In the days of William III appeared a pamphlet called “The Case of Ireland Stated,” which was written by William Molyneux, a member of Parliament, for the Dublin University. It appeared in 1698, and made, at once, a powerful impression on the public mind. It, in brief, took the ground that Ireland—that is, Protestant, colonial Ireland—was, of right, a separate and independent kingdom; that England’s original title of conquest, if she had any, was abrogated by charters granted to Ireland from time to time, and, finally, denied that the king and Parliament of England had power to bind the kingdom and people of Ireland by English-made laws. The English Parliament was, of course, greatly shocked and scandalized at the idea of a “mere Irishman” putting forth such theories, and solemnly ordered his book to be burned, publicly, by “the common hangman”—a functionary always in high favor when Ireland needs to be “disciplined.” The book was burned accordingly, but its spirit did not die then, nor is it yet dead, or likely to die, while Ireland contains a population. King William, in replying to the English Parliament’s address on the subject of Molyneux’s utterance, assured its members that “he would enforce the laws securing the dependence of Ireland on the imperial crown of Great Britain.”
In the chapter on the penal laws, many of the enactments of the reign of Anne have been summarized. Her sway was a moral nightmare over Ireland, and it is a remarkable historical coincidence that the Green Isle suffered more, materially and morally, under the English female than the male sovereigns. Under Elizabeth and Anne, the Irish Catholics were persecuted beyond belief. Under Victoria’s rule, which the British statistician, Mulhall, has called “the deadliest since Elizabeth,” they starved to death by the hundred thousand or emigrated by the million.
The régime of Queen Anne, like that of her predecessors and successors on the throne, gave the government of Ireland into the hands of Englishmen, who held all the important offices, from the viceroyalty downward, and who chose their sub-officers from among the least national element of the Irish people. This system, although somewhat modified, continues to the present day. In the Irish Parliament, there was an occasional faint display of sectarian nationality, but it proved of little advantage when the English wanted matters in that body to go as they wished. Ireland then, as a majority ruled by a minority, “stood on her smaller end,” and so it is even in our own times, notwithstanding occasional “concessions” and “ameliorations.”
But, from the day when the pamphlet, or book, of Molyneux saw the light, a Patriot party began to grow up in the Irish Parliament. The old Irish nation had, indeed, disappeared, for a period, but the new one soon began to manifest a spirit that roused the bitter hatred of England.
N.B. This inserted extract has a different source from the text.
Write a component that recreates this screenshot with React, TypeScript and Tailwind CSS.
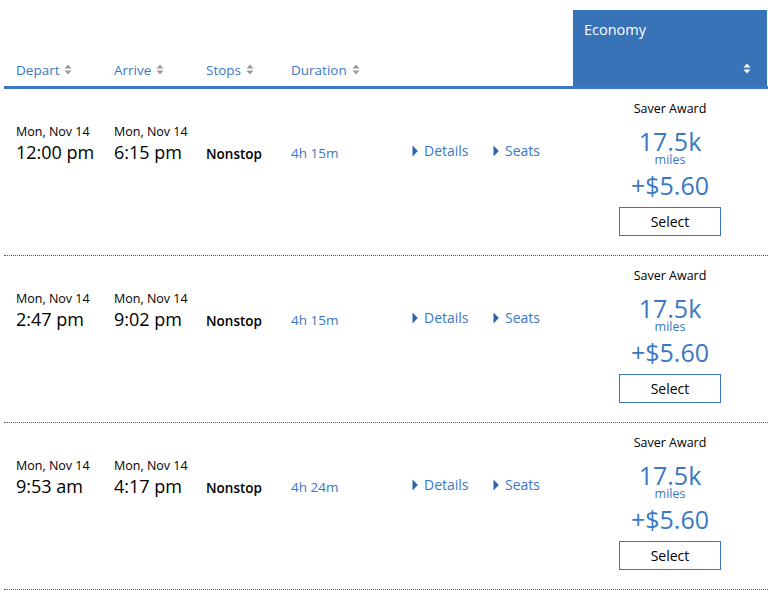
import React from "react";

type Flight = {
  date: string;
  depart: string;
  arrive: string;
  duration: string;
};

const flights: Flight[] = [
  { date: "Mon, Nov 14", depart: "12:00 pm", arrive: "6:15 pm", duration: "4h 15m" },
  { date: "Mon, Nov 14", depart: "2:47 pm", arrive: "9:02 pm", duration: "4h 15m" },
  { date: "Mon, Nov 14", depart: "9:53 am", arrive: "4:17 pm", duration: "4h 24m" },
];

function SortIcon({ color = "#9a9a9a" }: { color?: string }) {
  return (
    <svg width="8" height="11" viewBox="0 0 8 11" className="inline-block ml-[5px]">
      <path d="M4 0.5 L7.5 4.5 L0.5 4.5 Z" fill={color} />
      <path d="M4 10.5 L7.5 6.5 L0.5 6.5 Z" fill={color} />
    </svg>
  );
}

function Caret() {
  return (
    <svg width="6" height="12" viewBox="0 0 6 12" className="inline-block mr-[6px]">
      <path d="M0.5 0.5 L5.8 6 L0.5 11.5 Z" fill="#2f64a8" />
    </svg>
  );
}

function HeaderCell({ label, width }: { label: string; width: string }) {
  return (
    <div className={`${width} flex items-center text-[13.5px] text-[#3b78c4]`}>
      {label}
      <SortIcon />
    </div>
  );
}

function FlightRow({ flight }: { flight: Flight }) {
  return (
    <div className="flex border-b border-dotted border-[#555]">
      <div className="flex flex-1 items-start pl-[12px] pt-[35px]">
        <div className="w-[98px]">
          <div className="text-[12.5px] leading-[16px] text-black">{flight.date}</div>
          <div className="text-[18px] leading-[24px] text-black">{flight.depart}</div>
        </div>
        <div className="w-[92px]">
          <div className="text-[12.5px] leading-[16px] text-black">{flight.date}</div>
          <div className="text-[18px] leading-[24px] text-black">{flight.arrive}</div>
        </div>
        <div className="w-[85px] pt-[20px] text-[13.5px] font-semibold text-black">Nonstop</div>
        <div className="w-[121px] pt-[19px] text-[13.5px] text-[#3b78c4]">{flight.duration}</div>
        <div className="w-[81px] pt-[16px] flex items-center text-[14px] text-[#3b78c4]">
          <Caret />
          Details
        </div>
        <div className="pt-[16px] flex items-center text-[14px] text-[#3b78c4]">
          <Caret />
          Seats
        </div>
      </div>
      <div className="w-[194px] mr-[1px] flex flex-col items-center pt-[12px] pb-[19px]">
        <div className="text-[12.5px] leading-[16px] text-black">Saver Award</div>
        <div className="mt-[11px] text-[25px] leading-[26px] text-[#3b78c4]">17.5k</div>
        <div className="text-[12.5px] leading-[12px] text-[#3b78c4]">miles</div>
        <div className="mt-[3px] text-[25px] leading-[32px] text-[#3b78c4]">+$5.60</div>
        <button className="mt-[6px] w-[102px] h-[29px] border border-[#3b74bd] bg-white text-[14px] text-black">
          Select
        </button>
      </div>
    </div>
  );
}

export default function App() {
  return (
    <div className="w-[768px] bg-white pl-[4px]" style={{ fontFamily: '"Open Sans", "Noto Sans", sans-serif' }}>
      <div className="flex items-end h-[86px]">
        <div className="flex flex-1 pl-[12px] pb-[6px]">
          <HeaderCell label="Depart" width="w-[98px]" />
          <HeaderCell label="Arrive" width="w-[92px]" />
          <HeaderCell label="Stops" width="w-[85px]" />
          <HeaderCell label="Duration" width="w-[121px]" />
        </div>
        <div className="w-[194px] mr-[1px] h-[76px] bg-[#3872b7] flex flex-col justify-between pl-[11px] pr-[16px] pt-[10px] pb-[12px]">
          <div className="text-[14.5px] leading-[20px] text-white">Economy</div>
          <div className="flex justify-end">
            <SortIcon color="#ffffff" />
          </div>
        </div>
      </div>
      <div className="h-[3px] bg-[#3c76c4]" />
      {flights.map((f, i) => (
        <FlightRow key={i} flight={f} />
      ))}
    </div>
  );
}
Such infatuated Irish Protestants as still believed that they would be more gently treated on account of common creed with the stronger people were soon bitterly undeceived.
The death of Queen Anne, all of whose children by the Prince of Denmark had died before her, occurred in July, 1714. It is said that she secretly favored the succession of her half-brother, acknowledged by Louis XIV, and the Jacobite party in Great Britain, as James III of that realm, but the last Duke of Ormond, the Earl of Orrery, Bishop Atterbury, and Lord Bolingbroke, the Jacobite leaders in England, lost their nerve after the Queen’s death and allowed the golden opportunity of proclaiming the exiled Stuart king to pass away. The Hanoverian faction, which called James “the Pretender,” took advantage of their vacillation to proclaim the Elector of Hanover, who derived his claim from the Act of Succession or Settlement (which ignored the Stuart male line, or any of its Catholic collateral branches, and excluded them from the throne), under the title of George I. He derived his claim, such as it was, from James I, whose daughter, the Princess Elizabeth, had married the King of Bohemia. Her daughter, Sophia, married the Elector of Hanover and became mother of King George, who was a thorough German in speech, manner, and habit, although not in person or in manly characteristics. But he was a Protestant, and that sufficed for England. On August 1, 1714, he was proclaimed in London and Edinburgh, and on the 8th of that month in Dublin. The Scotch Jacobites ridiculed his accession in a racy “skit,” which began with—
“Oh, wha the deil hae we got for a king
But a wee, wee German lairdie!”
Ireland, broken in spirit and disgusted by the memory of King James II, remained quiescent, but, in 1715, Scotland and a portion of the north of England rose in rebellion, the former under the Earl of Mar and the latter under young Lord Derwentwater. They were not heartily supported. Both met with defeat, and Derwentwater, together with several English and Scotch adherents of note, was captured, beheaded, and had his estates confiscated to the “crown.” The English Parliament offered a reward of £50,000 ($250,000) for the “apprehension” of “the Pretender,” who had been previously “attainted,” but there were no takers, “the Pretender” aforesaid being safely housed in Paris. This bloody episode ended Jacobite “risings” in Great Britain for a generation.